• **Written request**: Below is a listing to transcribe in full and exactly; keep the pictures out.

• **Dataset content**:

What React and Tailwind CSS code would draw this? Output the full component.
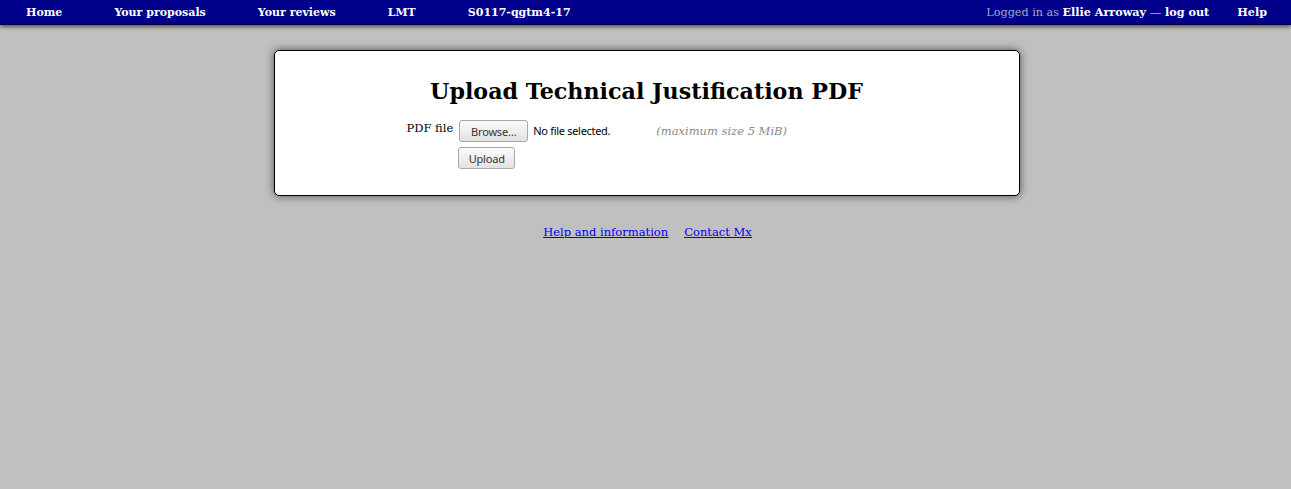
export default function App() {
  const serif = { fontFamily: '"DejaVu Serif", serif' };
  const sans = { fontFamily: '"Noto Sans", sans-serif' };
  const btn =
    "h-[22px] px-0 rounded-[3px] border border-[#a8a8a8] bg-gradient-to-b from-[#fbfbfb] to-[#e2e2e2] text-[11px] tracking-[-0.2px] text-[#333] leading-none";
  return (
    <div className="min-h-[489px] bg-[#c0c0c0] text-[11.5px] text-black" style={serif}>
      <div className="h-[25px] bg-[#00008b] flex items-baseline justify-between text-white font-bold text-[11px] leading-[24px] shadow-[0_2px_4px_rgba(0,0,0,0.55)] border-b border-[#000040]">
        <div className="flex">
          <span className="px-[26px]">Home</span>
          <span className="px-[26px]">Your proposals</span>
          <span className="px-[26px]">Your reviews</span>
          <span className="px-[26px]">LMT</span>
          <span className="px-[26px]">S0117-qgtm4-17</span>
        </div>
        <div className="flex text-[11.2px]">
          <span className="pr-[28px]">
            <span className="font-normal text-[#a8a8c8]">Logged in as </span>
            Ellie Arroway <span className="font-normal">—</span> log out
          </span>
          <span className="pr-[24px]">Help</span>
        </div>
      </div>

      <div className="flex justify-center pt-[25px] pl-[2px]">
        <div className="w-[746px] h-[146px] bg-white border border-black rounded-[5px] shadow-[0_0_8px_rgba(0,0,0,0.6)] flex flex-col">
          <h1 className="self-center mt-[25px] text-[22.2px] font-bold leading-[30px]">
            Upload Technical Justification PDF
          </h1>
          <div className="mt-[14px] ml-[132px] flex items-start">
            <div className="pr-[6px]">PDF file</div>
            <div className="flex flex-col gap-[5px] w-[197px]">
              <div className="flex items-center" style={sans}>
                <button className={btn + " w-[69px]"} style={sans}>
                  Browse…
                </button>
                <span className="ml-[5px] text-[11px] tracking-[-0.3px]">No file selected.</span>
              </div>
              <div>
                <button className={btn + " w-[57px] ml-[-1px]"} style={sans}>
                  Upload
                </button>
              </div>
            </div>
            <div className="pt-[3px] italic text-[#888] text-[11.5px]">(maximum size 5 MiB)</div>
          </div>
        </div>
      </div>

      <div className="flex justify-center gap-[16px] mt-[28px] pl-[4px] text-[#0000ee] underline">
        <a href="#">Help and information</a>
        <a href="#">Contact Mx</a>
      </div>
    </div>
  );
}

• **Correct result**:
What React and Tailwind CSS code would draw this? Output the full component.
export default function App() {
  const serif = { fontFamily: '"DejaVu Serif", serif' };
  const sans = { fontFamily: '"Noto Sans", sans-serif' };
  const btn =
    "h-[22px] px-0 rounded-[3px] border border-[#a8a8a8] bg-gradient-to-b from-[#fbfbfb] to-[#e2e2e2] text-[11px] tracking-[-0.2px] text-[#333] leading-none";
  return (
    <div className="min-h-[489px] bg-[#c0c0c0] text-[11.5px] text-black" style={serif}>
      <div className="h-[25px] bg-[#00008b] flex items-baseline justify-between text-white font-bold text-[11px] leading-[24px] shadow-[0_2px_4px_rgba(0,0,0,0.55)] border-b border-[#000040]">
        <div className="flex">
          <span className="px-[26px]">Home</span>
          <span className="px-[26px]">Your proposals</span>
          <span className="px-[26px]">Your reviews</span>
          <span className="px-[26px]">LMT</span>
          <span className="px-[26px]">S0117-qgtm4-17</span>
        </div>
        <div className="flex text-[11.2px]">
          <span className="pr-[28px]">
            <span className="font-normal text-[#a8a8c8]">Logged in as </span>
            Ellie Arroway <span className="font-normal">—</span> log out
          </span>
          <span className="pr-[24px]">Help</span>
        </div>
      </div>

      <div className="flex justify-center pt-[25px] pl-[2px]">
        <div className="w-[746px] h-[146px] bg-white border border-black rounded-[5px] shadow-[0_0_8px_rgba(0,0,0,0.6)] flex flex-col">
          <h1 className="self-center mt-[25px] text-[22.2px] font-bold leading-[30px]">
            Upload Technical Justification PDF
          </h1>
          <div className="mt-[14px] ml-[132px] flex items-start">
            <div className="pr-[6px]">PDF file</div>
            <div className="flex flex-col gap-[5px] w-[197px]">
              <div className="flex items-center" style={sans}>
                <button className={btn + " w-[69px]"} style={sans}>
                  Browse…
                </button>
                <span className="ml-[5px] text-[11px] tracking-[-0.3px]">No file selected.</span>
              </div>
              <div>
                <button className={btn + " w-[57px] ml-[-1px]"} style={sans}>
                  Upload
                </button>
              </div>
            </div>
            <div className="pt-[3px] italic text-[#888] text-[11.5px]">(maximum size 5 MiB)</div>
          </div>
        </div>
      </div>

      <div className="flex justify-center gap-[16px] mt-[28px] pl-[4px] text-[#0000ee] underline">
        <a href="#">Help and information</a>
        <a href="#">Contact Mx</a>
      </div>
    </div>
  );
}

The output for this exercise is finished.